→ Problem: Scan the lines below for the string "this" and copy every one that has it.

→ Material for the task:

╭──

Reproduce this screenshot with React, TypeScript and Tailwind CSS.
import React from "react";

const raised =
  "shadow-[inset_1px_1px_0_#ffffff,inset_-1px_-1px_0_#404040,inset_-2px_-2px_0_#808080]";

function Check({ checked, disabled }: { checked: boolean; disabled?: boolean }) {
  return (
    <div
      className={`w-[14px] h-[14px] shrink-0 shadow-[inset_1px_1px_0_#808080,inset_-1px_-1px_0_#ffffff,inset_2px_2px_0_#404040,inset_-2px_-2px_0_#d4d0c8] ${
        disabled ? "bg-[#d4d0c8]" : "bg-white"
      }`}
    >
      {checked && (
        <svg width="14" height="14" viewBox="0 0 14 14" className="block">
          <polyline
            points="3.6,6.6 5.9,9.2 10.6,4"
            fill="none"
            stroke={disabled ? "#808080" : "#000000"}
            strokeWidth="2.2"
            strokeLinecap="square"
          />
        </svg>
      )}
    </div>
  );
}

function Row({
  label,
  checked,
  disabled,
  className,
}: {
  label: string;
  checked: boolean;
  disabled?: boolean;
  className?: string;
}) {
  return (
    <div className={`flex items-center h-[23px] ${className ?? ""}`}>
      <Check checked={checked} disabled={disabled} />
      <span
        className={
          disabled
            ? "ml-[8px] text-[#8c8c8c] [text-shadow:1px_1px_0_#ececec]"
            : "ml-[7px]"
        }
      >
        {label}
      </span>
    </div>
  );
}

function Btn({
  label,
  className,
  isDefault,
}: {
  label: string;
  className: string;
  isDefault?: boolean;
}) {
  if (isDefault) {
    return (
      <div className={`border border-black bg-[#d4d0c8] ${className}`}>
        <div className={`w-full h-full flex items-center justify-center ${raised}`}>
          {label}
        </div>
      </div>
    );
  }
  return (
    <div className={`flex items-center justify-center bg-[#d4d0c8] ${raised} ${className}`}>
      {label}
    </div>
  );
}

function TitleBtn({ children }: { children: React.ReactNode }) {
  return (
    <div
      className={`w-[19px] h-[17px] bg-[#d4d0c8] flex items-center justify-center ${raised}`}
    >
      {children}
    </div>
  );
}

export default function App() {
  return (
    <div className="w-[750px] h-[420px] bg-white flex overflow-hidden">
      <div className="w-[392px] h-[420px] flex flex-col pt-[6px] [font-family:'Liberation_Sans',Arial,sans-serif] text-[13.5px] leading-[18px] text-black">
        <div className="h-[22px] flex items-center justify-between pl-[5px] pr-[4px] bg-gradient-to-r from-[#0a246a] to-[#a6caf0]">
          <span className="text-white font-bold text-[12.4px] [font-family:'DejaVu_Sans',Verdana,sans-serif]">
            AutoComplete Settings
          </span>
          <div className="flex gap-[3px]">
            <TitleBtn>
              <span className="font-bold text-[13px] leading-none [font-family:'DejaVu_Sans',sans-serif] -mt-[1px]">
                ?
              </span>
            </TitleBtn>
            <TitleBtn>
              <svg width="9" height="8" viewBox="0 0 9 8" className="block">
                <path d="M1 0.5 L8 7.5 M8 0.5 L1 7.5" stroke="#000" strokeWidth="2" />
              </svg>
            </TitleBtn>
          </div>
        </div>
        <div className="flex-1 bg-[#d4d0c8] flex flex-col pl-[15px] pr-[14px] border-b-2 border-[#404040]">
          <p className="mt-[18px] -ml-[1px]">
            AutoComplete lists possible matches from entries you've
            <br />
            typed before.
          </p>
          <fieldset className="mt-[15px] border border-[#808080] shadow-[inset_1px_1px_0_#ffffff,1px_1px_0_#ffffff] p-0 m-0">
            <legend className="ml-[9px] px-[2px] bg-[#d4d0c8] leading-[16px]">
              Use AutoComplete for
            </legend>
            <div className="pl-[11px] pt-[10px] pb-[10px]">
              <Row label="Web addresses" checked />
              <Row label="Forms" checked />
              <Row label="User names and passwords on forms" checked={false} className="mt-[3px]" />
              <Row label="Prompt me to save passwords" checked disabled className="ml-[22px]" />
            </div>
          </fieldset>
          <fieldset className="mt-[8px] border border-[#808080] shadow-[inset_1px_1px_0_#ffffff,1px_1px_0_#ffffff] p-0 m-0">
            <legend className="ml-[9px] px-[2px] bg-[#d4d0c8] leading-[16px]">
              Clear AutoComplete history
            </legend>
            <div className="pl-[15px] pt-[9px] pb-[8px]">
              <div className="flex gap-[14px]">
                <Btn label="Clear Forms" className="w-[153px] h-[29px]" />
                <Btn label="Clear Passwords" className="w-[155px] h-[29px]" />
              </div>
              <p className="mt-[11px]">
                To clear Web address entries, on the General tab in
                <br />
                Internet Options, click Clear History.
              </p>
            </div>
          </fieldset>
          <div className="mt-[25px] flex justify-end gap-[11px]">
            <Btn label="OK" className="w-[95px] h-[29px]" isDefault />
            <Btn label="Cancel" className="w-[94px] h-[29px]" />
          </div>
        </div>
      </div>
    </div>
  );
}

╰──
╭──

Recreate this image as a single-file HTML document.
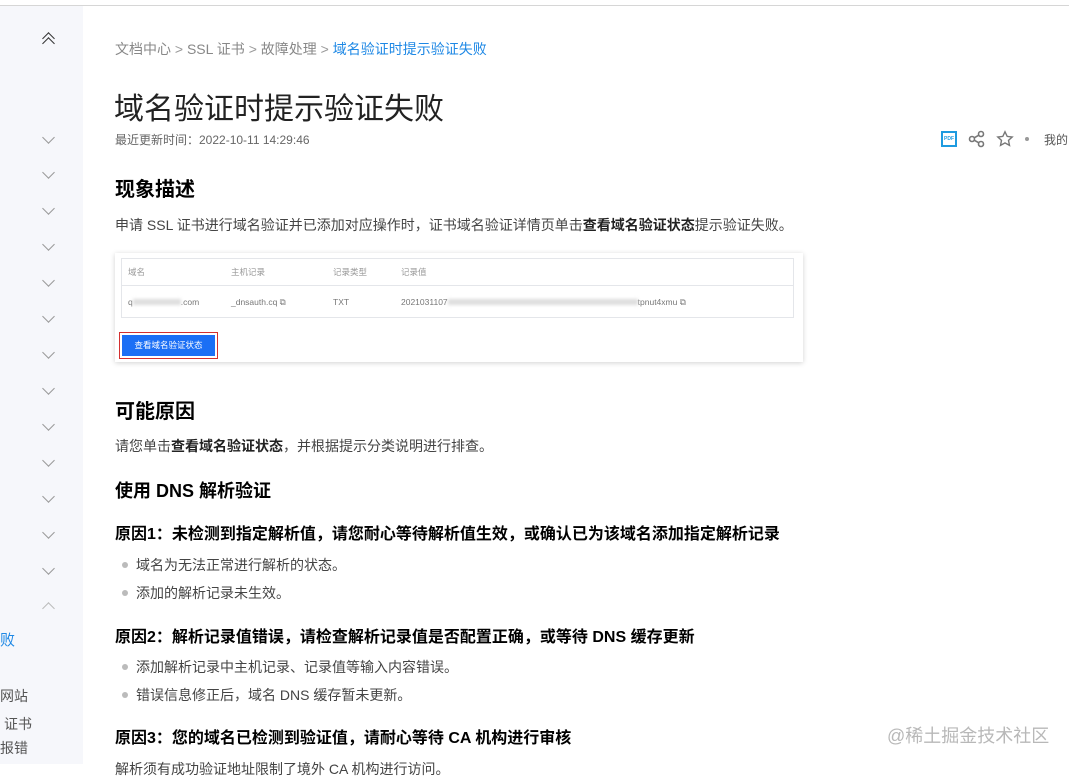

╰──

→ The answer:
Reproduce this screenshot with React, TypeScript and Tailwind CSS.
Recreate this image as a single-file HTML document.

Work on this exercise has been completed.